-- YOUR OBJECTIVE --
From the records, pick out and copy each line containing "styles".
----------
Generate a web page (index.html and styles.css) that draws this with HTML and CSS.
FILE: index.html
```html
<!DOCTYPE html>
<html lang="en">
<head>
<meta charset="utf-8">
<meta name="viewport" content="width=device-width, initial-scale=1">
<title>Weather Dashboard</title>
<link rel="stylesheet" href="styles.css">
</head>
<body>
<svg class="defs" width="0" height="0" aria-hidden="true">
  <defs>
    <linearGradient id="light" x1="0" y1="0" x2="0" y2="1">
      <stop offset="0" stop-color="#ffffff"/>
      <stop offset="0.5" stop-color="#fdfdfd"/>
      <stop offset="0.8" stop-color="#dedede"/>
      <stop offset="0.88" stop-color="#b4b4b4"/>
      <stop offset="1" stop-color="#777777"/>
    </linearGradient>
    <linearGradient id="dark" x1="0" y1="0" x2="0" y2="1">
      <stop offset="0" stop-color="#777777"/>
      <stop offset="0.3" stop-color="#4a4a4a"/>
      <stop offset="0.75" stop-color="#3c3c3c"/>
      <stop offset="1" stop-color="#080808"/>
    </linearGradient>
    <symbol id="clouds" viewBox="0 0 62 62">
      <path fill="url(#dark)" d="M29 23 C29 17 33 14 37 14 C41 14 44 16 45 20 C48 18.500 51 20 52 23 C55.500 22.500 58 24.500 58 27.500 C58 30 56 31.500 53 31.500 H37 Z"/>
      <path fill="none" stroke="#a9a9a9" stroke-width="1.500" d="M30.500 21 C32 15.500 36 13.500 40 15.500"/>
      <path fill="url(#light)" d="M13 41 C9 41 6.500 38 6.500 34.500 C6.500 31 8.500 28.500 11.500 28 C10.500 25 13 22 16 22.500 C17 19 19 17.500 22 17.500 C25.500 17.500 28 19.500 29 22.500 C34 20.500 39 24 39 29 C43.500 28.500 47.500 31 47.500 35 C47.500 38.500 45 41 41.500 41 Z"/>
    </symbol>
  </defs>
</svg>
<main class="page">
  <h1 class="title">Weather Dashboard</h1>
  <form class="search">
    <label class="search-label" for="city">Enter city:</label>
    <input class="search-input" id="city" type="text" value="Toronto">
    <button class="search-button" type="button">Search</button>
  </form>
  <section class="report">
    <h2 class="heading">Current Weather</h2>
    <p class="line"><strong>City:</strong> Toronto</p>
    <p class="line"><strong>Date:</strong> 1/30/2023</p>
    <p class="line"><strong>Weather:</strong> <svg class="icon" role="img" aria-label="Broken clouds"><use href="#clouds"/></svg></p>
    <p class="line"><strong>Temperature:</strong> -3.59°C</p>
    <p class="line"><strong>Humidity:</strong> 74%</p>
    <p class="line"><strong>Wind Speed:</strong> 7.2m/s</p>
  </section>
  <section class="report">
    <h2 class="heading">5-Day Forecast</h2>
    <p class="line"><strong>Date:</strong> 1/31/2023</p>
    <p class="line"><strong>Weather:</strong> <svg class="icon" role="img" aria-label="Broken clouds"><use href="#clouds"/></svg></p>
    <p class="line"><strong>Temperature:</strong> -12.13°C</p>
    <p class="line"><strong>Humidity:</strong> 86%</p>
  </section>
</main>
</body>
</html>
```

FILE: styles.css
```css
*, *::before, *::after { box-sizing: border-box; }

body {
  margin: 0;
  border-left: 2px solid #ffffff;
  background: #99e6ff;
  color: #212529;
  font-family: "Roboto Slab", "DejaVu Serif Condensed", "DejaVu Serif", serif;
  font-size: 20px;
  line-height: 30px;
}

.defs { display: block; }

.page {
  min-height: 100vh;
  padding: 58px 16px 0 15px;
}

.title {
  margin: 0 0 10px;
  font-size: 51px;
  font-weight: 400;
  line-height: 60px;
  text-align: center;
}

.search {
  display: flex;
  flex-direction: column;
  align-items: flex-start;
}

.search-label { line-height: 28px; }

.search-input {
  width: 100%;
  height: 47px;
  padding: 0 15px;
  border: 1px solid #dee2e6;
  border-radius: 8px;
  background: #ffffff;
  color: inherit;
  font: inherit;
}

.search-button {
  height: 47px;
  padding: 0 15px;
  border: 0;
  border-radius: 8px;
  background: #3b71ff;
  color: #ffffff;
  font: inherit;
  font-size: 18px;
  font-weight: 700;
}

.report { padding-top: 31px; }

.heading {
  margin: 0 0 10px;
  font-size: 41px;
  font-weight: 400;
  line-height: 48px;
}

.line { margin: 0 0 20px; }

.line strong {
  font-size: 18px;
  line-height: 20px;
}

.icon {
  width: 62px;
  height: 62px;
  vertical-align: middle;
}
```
----------
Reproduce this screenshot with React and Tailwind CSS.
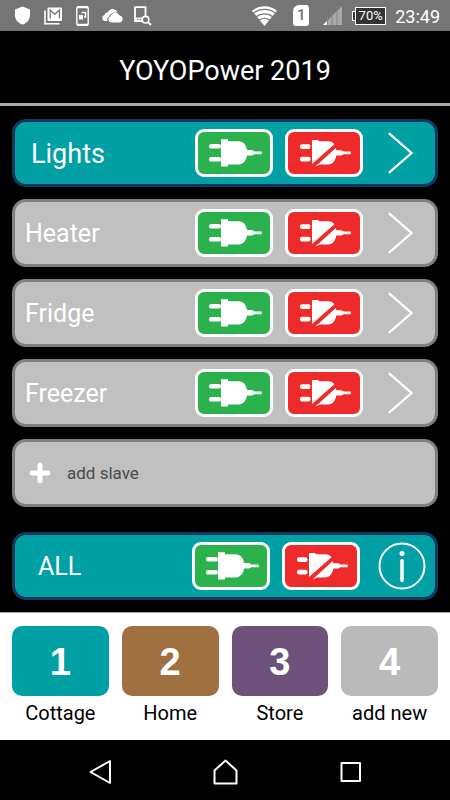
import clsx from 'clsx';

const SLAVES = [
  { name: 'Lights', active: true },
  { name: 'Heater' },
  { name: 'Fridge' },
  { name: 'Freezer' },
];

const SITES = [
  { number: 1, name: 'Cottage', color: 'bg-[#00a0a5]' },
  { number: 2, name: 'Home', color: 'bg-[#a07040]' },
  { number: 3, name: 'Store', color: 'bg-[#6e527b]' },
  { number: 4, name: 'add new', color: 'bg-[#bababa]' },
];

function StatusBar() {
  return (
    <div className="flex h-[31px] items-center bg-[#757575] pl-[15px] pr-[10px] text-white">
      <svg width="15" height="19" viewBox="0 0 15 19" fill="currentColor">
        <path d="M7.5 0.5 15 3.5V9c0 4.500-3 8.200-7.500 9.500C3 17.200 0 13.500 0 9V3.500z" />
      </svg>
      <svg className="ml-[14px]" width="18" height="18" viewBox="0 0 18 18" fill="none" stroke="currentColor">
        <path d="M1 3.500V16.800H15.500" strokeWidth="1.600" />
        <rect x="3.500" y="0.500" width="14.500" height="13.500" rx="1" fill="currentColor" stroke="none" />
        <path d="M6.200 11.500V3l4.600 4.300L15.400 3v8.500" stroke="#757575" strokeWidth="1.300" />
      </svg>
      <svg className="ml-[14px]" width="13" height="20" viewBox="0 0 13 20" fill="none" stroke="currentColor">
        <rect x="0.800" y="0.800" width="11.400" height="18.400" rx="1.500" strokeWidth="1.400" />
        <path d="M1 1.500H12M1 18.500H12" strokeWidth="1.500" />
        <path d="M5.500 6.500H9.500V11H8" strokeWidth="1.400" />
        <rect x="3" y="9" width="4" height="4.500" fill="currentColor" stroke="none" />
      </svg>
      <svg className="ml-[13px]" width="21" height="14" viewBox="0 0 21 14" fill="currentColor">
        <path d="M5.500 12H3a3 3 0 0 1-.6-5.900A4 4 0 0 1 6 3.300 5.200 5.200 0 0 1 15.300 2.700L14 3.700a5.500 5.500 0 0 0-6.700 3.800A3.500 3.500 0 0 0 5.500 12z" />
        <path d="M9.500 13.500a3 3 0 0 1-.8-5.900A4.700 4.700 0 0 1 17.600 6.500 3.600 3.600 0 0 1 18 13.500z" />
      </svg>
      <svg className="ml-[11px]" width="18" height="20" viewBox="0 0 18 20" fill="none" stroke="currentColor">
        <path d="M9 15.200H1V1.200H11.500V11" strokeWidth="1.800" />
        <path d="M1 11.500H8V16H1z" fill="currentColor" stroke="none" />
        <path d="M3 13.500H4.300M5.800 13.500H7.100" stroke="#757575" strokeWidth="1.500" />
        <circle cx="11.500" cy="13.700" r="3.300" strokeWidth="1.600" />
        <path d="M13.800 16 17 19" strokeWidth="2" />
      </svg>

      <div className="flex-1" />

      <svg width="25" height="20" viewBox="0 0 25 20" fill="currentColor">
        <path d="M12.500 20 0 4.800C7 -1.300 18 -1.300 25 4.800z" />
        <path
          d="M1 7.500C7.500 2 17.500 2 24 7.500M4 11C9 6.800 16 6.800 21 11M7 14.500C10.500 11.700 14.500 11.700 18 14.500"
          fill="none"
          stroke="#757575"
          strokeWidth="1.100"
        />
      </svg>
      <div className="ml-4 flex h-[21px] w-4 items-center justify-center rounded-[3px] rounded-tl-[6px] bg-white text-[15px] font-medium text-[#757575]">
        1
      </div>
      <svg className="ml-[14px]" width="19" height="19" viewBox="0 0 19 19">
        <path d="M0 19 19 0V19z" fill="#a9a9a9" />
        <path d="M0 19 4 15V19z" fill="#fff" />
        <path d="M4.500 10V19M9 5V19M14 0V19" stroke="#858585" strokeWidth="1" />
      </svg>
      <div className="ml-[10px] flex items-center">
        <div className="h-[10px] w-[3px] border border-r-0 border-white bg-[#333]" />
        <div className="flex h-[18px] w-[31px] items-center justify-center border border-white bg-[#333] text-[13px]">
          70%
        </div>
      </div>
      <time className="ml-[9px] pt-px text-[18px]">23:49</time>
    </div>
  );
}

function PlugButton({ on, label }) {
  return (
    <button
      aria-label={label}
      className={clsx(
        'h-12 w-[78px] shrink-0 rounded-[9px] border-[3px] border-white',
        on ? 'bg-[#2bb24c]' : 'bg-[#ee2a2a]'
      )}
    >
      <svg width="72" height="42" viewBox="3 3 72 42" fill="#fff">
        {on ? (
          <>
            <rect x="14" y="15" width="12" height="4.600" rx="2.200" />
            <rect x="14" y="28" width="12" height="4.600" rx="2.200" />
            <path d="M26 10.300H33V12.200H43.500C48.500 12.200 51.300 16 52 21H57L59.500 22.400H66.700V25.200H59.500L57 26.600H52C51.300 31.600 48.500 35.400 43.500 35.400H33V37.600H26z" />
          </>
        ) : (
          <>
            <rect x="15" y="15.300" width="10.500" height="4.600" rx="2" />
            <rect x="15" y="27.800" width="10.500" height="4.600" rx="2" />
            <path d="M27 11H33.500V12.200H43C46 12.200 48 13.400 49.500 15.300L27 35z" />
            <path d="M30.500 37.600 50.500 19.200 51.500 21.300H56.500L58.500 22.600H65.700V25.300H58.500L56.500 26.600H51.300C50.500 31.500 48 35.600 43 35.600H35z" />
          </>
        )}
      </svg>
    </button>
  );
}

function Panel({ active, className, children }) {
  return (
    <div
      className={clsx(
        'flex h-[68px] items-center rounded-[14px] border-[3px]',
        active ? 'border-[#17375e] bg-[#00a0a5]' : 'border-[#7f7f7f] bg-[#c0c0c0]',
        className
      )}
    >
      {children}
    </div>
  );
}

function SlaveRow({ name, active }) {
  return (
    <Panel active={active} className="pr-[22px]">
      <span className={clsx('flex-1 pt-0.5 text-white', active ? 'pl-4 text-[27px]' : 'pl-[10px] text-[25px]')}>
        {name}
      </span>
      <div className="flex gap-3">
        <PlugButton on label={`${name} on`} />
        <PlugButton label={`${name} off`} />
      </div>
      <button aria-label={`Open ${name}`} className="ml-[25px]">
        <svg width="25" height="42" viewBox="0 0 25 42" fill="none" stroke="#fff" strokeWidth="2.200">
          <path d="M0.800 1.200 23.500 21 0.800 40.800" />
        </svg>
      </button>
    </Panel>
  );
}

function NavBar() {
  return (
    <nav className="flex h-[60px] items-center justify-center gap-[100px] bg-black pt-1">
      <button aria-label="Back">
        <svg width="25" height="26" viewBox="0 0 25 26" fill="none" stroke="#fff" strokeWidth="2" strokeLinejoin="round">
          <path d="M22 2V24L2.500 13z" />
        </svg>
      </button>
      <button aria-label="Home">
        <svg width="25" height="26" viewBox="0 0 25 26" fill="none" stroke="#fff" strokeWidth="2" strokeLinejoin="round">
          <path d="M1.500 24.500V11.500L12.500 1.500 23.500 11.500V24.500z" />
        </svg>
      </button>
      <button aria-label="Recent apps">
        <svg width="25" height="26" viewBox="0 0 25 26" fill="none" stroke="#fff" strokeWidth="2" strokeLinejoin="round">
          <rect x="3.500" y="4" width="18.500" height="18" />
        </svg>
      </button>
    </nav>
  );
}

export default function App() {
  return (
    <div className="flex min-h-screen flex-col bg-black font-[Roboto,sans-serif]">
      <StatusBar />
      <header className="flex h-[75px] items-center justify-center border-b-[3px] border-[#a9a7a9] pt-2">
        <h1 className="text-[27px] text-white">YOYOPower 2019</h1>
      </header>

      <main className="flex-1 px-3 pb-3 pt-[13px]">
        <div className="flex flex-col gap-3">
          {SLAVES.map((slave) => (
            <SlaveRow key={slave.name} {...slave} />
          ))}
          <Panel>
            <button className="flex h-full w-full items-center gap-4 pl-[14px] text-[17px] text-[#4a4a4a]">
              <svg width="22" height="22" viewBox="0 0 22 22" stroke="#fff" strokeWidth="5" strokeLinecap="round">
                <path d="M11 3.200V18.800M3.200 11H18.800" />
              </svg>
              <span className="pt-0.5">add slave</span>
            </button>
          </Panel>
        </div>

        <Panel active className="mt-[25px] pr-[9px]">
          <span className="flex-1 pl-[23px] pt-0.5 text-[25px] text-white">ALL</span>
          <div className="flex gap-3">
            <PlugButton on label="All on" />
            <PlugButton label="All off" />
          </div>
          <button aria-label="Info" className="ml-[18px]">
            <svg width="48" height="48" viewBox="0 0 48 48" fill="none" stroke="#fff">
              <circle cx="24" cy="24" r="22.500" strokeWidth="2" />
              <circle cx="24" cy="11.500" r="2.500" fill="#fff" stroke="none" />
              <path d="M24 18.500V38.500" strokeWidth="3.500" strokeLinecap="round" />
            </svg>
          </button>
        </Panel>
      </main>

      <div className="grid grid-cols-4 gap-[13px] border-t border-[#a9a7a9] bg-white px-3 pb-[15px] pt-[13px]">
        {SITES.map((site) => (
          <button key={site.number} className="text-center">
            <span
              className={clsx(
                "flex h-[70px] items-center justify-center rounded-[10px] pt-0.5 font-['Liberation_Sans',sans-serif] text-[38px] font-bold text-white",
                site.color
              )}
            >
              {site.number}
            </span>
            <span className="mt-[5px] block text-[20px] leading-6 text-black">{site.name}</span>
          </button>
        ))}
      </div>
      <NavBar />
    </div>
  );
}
----------
-- SOLUTION --
Generate a web page (index.html and styles.css) that draws this with HTML and CSS.
<link rel="stylesheet" href="styles.css">
FILE: styles.css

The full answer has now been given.